Il est logique de penser que l'inventivité humaine améliore constamment P; et donc que X peut croitre à la fois grâce à l'augmentation de E , et de P : c'est bien ce qui a eu lieu. Voilà par exemple l'évolution comparée du PIB et de la consommation d'énergie dans l'OCDE (source : manicore)
Notons néanmoins que si le PIB a bien augmenté plus vite que la consommation d'énergie, celle-ci a quand même augmenté en absolu. Autrement dit une augmentation de P n'a pas conduit à diminuer E , mais à permis d'augmenter à la fois E et encore plus X ! c'est le problème de l'effet rebond que j'avais déjà évoqué dans un autre post.
Mais la consommation d'énergie étant forcément un jour limité de toutes façons, pourrait-on faire croitre indéfiniment P? malheureusement cela semble buter sur les mêmes limites de l'exponentielle. Si E est borné, vouloir faire croitre X exponentiellement demandrait à faire croitre exponentiellement la productivité, donc la richesse produite par unité d'énergie; encore une fois, si il est admissible de la faire croitre de 10, 20, 50 % , peut être de la doubler ou de la quadrupler, il parait totalement absurde de la multiplier par des milliards de milliards. On ne fera jamais une navette spatiale avec un nanojoule ! la limite de l'exponentielle s'applique donc aussi bien à P qu'à E, et donc à X. Il n'est pas possible de dépasser certaines limites physiques.

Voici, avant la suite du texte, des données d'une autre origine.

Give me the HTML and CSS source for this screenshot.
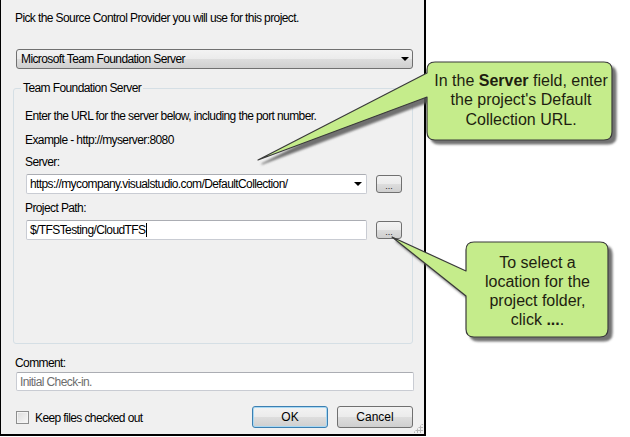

Cependant, temporairement, bien sur, on peut penser que des améliorations de P pourraient contrebalancer la décroissance de E, ce qui permettrait de poursuivre une certaine croissance, ou de limiter la décroissance. Cela n'est pas impossible - la question qui se pose après est de savoir quel état asymptotique on peut espérer obtenir après la fin inéluctable des fossiles ? je ferai quelques réflexions dessus.